While most people who lived through the Great Atlantic Hurricane of 1944 are no longer with us, written accounts can be found in local history museums, such as the Sea Isle Historical Museum, the Stone Harbor Museum, and the Avalon History Center.
“I learned the Lord’s Prayer that day, spending the day and most of the night in the attic,” recalled Barbara A. Veilleux, an Atco resident who spent her seventh birthday in Townsends Island and wrote about her experience for The Press of Atlantic City. “We watched our neighbor Fred’s house float out to sea and sink. We watched items float by and planned a treasure hunt for the following morning. Praying and holding hands with my sister and my grandmother in that attic will be something I will always remember.”
Sea Isle resident George Phillips wrote in a remembrance for the Sea Isle Historical Museum: “Dr. Dealy had just removed my appendix, and I sat in my bedroom on the third floor of Busch’s in Townsends Inlet and watched the houses wash up on the street.”
Says Florence LaRosa: “It was very frightening. We could see the waves breaking on the boardwalk from our house on 43rd Street. I had a 3-month-old sister at the time, and my parents had to get sterilized water for her from the Red Cross that was set up at Cronecker’s.”

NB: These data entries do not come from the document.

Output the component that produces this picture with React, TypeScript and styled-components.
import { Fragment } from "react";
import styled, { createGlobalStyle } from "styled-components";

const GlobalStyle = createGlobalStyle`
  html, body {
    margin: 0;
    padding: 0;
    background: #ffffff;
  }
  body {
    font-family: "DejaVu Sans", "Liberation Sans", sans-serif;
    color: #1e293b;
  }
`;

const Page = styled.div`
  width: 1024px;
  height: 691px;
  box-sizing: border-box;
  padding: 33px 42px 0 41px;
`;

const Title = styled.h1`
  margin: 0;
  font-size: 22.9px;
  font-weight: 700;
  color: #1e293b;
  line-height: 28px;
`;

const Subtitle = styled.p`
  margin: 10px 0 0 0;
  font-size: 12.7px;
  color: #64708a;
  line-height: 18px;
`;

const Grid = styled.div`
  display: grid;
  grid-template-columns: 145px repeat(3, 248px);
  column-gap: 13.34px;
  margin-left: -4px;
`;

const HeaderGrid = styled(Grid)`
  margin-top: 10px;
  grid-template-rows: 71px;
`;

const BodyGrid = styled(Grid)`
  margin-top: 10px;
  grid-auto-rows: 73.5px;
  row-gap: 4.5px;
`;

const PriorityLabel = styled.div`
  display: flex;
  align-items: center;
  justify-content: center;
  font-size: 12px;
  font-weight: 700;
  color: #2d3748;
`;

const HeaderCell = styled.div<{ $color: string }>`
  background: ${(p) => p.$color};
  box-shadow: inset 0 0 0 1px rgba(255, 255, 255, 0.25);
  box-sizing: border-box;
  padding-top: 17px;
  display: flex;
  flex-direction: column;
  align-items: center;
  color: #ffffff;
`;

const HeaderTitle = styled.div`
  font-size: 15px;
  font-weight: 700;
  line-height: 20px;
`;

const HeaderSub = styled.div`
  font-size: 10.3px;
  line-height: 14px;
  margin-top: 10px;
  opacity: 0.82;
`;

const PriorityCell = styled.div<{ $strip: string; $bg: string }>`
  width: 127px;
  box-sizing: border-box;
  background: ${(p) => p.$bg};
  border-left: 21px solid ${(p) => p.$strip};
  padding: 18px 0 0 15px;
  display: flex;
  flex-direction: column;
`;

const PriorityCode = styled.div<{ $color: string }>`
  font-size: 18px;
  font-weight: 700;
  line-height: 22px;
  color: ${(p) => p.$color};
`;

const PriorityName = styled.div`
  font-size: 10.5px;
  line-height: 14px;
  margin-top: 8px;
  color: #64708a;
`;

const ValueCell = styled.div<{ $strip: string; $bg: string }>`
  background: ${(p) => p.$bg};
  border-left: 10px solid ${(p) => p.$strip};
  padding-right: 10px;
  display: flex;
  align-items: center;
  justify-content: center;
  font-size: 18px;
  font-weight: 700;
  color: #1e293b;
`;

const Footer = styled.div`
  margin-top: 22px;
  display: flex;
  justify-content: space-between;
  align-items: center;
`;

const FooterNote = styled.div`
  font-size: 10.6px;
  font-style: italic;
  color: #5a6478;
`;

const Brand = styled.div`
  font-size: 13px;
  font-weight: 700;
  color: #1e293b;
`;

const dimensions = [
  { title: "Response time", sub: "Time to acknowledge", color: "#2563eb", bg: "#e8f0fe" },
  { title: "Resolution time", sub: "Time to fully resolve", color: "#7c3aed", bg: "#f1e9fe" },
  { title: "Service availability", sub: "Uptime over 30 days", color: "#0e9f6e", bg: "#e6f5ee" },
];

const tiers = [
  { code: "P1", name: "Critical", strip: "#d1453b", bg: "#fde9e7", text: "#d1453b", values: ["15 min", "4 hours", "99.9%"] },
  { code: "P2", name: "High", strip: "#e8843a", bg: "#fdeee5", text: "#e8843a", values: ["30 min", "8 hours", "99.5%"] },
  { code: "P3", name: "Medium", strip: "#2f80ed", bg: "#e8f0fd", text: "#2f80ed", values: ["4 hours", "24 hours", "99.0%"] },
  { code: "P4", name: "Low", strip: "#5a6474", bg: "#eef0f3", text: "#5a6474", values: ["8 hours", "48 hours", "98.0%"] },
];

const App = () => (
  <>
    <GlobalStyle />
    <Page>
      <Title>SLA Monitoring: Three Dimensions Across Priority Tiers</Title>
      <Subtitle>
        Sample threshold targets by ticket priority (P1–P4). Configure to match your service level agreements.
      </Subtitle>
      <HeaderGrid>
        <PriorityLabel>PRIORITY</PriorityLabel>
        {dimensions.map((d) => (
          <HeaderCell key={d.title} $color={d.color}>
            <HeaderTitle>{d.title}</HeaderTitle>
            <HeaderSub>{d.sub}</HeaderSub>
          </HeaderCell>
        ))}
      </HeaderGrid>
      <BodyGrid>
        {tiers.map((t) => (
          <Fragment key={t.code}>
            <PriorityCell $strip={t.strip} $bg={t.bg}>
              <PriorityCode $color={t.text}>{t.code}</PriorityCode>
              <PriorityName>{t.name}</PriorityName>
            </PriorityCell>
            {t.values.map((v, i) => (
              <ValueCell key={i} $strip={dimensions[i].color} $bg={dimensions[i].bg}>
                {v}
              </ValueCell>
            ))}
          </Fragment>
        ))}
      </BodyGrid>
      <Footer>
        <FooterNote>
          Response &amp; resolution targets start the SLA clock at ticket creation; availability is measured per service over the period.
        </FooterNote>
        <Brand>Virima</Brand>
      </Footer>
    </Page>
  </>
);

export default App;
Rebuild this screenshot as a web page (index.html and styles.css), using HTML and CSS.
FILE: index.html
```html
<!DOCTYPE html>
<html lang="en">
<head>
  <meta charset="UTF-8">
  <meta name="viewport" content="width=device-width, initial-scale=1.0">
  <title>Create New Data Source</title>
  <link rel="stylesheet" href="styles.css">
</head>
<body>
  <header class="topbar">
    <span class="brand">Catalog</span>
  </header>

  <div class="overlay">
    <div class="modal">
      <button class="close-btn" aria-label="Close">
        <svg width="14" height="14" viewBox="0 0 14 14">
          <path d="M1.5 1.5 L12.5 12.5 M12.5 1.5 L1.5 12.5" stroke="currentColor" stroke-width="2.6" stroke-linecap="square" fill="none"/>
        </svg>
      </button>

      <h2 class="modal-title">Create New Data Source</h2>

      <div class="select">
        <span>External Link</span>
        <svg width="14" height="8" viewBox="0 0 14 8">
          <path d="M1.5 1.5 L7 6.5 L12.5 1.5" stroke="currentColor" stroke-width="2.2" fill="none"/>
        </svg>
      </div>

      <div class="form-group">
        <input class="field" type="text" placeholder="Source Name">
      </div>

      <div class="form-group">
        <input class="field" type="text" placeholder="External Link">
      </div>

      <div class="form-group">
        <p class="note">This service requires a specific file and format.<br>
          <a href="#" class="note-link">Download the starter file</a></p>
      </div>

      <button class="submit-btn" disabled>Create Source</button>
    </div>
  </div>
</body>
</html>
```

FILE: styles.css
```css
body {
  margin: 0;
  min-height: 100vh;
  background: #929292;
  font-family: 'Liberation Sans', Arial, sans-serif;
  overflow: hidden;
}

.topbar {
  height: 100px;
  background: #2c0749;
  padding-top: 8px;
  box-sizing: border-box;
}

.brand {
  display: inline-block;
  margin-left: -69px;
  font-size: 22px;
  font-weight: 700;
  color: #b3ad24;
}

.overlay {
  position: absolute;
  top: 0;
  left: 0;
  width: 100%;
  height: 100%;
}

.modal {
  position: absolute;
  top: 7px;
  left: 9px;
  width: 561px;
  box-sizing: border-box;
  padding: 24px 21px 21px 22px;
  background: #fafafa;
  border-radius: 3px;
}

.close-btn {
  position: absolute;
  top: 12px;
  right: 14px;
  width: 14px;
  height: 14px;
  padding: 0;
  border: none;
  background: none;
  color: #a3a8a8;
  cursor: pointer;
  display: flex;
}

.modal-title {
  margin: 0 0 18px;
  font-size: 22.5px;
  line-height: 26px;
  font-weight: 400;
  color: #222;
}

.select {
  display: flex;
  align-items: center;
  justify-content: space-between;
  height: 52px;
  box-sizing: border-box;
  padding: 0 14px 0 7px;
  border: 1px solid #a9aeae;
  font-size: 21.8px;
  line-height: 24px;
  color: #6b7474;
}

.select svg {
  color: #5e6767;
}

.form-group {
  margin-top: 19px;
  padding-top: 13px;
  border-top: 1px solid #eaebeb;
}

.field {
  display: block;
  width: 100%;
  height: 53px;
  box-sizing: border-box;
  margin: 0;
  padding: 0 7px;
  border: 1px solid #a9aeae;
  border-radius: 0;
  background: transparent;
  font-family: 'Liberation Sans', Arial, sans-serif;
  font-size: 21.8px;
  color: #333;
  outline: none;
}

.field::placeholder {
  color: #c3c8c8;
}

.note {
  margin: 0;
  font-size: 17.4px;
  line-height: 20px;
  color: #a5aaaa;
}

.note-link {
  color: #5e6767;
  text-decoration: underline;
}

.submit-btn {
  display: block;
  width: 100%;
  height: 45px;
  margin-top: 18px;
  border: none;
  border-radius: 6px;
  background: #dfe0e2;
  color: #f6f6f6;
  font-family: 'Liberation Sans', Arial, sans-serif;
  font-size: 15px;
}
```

By Sept. 16, the local cleanup was in full swing. The National Weather Bureau, in its Monthly Weather Review publication, credited prompt dissemination of hurricane warnings by news agencies with the evacuation of the public from threatened areas, which saved many lives. It was a far cry from today’s computerized tracking of coastal storms, but at the time was considered revolutionary. And fortunately, Seven Mile Beach rebuilt, and recovered … until the next big storm arrived in 1962.